* Begin COLLECTED DATA *

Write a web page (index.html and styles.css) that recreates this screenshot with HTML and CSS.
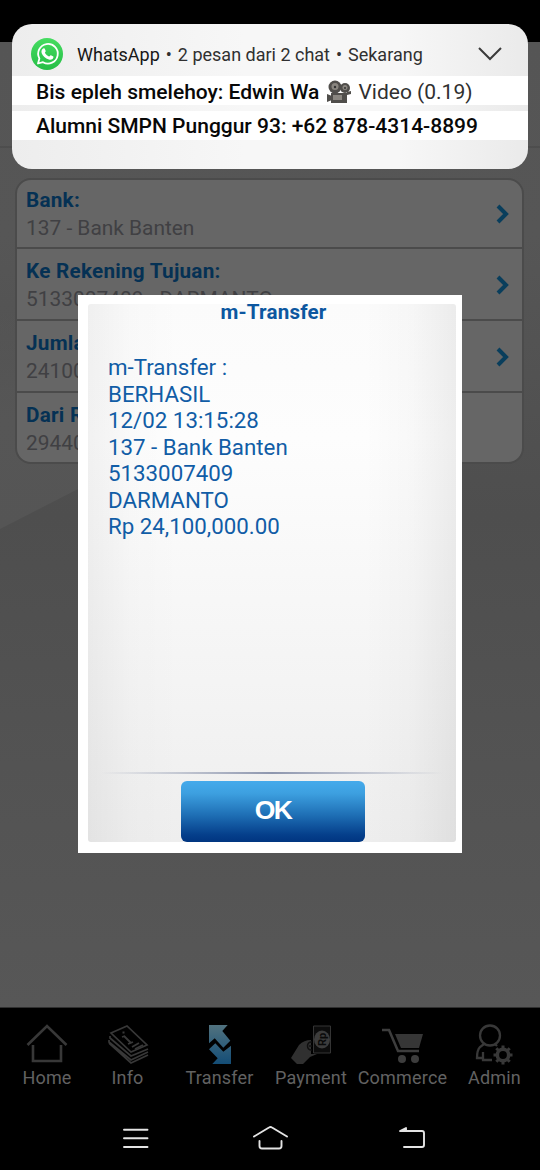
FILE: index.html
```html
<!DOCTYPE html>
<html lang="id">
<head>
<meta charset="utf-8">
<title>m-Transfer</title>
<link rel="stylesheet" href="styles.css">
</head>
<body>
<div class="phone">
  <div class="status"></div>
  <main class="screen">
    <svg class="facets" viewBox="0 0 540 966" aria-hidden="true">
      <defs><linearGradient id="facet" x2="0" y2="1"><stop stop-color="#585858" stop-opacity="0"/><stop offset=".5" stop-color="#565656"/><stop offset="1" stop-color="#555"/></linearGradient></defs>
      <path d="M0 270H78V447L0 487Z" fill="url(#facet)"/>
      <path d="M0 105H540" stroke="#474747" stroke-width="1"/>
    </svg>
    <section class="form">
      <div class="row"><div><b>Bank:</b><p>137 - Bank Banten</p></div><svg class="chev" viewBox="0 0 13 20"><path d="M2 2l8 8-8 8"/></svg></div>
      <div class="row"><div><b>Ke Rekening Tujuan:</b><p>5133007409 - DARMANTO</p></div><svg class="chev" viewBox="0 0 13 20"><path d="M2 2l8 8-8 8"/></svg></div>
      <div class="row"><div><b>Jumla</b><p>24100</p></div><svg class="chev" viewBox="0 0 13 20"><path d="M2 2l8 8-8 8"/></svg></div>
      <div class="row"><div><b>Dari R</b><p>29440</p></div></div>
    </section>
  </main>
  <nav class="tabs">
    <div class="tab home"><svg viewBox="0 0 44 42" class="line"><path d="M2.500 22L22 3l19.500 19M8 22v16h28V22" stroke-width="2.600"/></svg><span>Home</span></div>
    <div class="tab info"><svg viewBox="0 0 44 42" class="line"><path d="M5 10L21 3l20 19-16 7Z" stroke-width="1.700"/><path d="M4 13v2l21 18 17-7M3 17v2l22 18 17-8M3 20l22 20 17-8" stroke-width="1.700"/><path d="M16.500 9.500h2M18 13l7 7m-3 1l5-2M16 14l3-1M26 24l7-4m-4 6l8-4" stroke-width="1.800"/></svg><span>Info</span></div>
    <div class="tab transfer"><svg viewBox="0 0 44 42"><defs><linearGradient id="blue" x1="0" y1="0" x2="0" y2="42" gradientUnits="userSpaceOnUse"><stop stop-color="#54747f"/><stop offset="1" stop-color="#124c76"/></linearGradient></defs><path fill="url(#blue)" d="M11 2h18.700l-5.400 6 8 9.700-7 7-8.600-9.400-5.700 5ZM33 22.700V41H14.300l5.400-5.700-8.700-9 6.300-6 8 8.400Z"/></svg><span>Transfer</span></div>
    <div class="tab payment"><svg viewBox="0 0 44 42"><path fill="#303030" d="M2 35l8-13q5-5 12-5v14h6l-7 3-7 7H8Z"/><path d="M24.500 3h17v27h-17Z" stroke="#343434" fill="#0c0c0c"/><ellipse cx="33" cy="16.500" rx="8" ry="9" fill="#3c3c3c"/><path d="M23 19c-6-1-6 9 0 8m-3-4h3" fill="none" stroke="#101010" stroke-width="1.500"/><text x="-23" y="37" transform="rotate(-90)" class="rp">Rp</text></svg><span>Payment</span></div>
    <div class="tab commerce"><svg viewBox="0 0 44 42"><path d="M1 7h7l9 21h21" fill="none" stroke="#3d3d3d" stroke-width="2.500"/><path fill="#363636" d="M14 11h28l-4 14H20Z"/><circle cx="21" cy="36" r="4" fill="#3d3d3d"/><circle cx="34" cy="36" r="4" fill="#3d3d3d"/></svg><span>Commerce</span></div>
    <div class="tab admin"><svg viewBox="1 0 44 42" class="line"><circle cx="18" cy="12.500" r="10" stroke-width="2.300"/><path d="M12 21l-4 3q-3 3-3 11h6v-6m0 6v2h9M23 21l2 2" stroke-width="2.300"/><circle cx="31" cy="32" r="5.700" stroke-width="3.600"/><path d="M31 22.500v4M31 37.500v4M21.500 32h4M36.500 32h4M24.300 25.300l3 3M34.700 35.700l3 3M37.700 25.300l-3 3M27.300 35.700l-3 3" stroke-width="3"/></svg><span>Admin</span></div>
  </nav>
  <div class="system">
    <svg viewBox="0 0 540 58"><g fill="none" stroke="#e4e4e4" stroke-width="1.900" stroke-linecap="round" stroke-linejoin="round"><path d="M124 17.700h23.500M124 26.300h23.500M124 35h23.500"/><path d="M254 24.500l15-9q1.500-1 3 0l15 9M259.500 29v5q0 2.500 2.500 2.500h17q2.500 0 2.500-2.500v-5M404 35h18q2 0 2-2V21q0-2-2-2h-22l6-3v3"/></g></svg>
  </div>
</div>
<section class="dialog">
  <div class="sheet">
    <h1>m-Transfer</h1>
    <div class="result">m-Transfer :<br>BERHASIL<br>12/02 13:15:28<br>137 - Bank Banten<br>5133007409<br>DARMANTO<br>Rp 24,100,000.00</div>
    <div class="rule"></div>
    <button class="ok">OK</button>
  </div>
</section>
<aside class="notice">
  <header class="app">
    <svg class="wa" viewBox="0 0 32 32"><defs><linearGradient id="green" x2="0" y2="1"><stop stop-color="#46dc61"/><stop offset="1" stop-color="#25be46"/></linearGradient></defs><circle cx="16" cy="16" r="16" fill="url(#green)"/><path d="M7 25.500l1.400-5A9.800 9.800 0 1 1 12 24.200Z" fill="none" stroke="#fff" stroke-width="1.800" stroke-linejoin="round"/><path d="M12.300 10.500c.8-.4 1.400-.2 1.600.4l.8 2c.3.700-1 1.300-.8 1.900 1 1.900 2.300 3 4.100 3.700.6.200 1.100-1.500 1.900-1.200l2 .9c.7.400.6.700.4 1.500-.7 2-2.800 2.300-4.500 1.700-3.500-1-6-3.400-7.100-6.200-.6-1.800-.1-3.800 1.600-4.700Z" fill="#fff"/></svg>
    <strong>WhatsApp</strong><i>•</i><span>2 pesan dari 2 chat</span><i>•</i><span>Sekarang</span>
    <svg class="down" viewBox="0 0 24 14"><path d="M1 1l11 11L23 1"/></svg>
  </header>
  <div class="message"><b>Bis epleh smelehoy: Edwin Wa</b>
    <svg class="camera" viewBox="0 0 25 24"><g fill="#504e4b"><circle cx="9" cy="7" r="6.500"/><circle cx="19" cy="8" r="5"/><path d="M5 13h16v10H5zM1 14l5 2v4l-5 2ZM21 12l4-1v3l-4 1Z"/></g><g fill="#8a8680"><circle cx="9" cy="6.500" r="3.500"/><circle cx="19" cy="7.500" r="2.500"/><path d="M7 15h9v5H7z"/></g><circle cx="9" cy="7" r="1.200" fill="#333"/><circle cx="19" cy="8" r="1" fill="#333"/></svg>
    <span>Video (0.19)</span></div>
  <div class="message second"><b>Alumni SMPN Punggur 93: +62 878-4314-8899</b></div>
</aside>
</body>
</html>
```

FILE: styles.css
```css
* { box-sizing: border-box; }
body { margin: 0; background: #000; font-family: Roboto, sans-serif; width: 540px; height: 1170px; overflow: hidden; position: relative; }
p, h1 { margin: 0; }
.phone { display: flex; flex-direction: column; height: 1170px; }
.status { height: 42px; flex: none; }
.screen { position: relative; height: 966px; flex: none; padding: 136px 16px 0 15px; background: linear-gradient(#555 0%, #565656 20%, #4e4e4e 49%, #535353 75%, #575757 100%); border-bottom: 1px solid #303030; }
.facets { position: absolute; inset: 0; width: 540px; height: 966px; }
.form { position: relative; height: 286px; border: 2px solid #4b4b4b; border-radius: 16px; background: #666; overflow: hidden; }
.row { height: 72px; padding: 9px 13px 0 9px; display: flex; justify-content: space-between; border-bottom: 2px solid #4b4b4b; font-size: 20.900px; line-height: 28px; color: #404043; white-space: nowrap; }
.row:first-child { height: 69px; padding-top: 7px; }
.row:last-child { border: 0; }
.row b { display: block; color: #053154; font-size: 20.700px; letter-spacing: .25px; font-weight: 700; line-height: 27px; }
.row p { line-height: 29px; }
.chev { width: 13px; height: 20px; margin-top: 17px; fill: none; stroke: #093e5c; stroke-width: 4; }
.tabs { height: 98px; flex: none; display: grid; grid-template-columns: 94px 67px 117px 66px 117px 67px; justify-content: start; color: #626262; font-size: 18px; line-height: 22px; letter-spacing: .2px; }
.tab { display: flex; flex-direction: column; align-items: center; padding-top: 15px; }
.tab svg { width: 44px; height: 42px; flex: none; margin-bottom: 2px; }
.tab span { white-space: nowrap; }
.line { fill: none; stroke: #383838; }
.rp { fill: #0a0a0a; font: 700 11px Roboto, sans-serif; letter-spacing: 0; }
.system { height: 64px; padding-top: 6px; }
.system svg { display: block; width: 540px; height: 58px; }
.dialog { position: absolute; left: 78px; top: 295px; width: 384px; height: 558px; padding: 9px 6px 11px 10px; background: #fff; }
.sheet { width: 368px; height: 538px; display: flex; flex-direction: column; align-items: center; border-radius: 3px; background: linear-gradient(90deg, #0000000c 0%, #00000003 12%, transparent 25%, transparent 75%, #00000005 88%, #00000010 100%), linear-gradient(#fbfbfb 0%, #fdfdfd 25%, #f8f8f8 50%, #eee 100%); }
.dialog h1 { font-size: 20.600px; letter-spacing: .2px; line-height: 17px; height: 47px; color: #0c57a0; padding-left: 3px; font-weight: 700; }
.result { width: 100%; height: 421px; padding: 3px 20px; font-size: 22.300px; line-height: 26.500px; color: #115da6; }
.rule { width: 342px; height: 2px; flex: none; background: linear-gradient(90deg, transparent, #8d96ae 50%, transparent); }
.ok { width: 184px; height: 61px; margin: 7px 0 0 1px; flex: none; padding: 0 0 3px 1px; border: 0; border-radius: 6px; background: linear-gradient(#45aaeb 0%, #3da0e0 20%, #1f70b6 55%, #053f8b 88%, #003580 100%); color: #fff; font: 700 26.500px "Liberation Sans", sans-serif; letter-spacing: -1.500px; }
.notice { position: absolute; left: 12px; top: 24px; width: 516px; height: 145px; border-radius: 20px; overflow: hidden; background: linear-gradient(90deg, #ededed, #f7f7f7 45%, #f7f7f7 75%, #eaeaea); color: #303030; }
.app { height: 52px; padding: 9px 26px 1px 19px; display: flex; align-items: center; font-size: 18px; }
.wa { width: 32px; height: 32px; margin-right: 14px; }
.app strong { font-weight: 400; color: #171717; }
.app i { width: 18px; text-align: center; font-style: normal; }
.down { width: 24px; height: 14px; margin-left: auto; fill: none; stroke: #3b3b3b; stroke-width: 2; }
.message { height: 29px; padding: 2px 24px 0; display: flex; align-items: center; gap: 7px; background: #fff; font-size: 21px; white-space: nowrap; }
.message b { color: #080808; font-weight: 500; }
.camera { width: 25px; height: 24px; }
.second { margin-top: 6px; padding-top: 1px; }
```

* End COLLECTED DATA *

WHAT IS REQUIRED >> Set out every line from the material that contains the string "index".

SOLUTION FOR THIS TASK >>
Write a web page (index.html and styles.css) that recreates this screenshot with HTML and CSS.
FILE: index.html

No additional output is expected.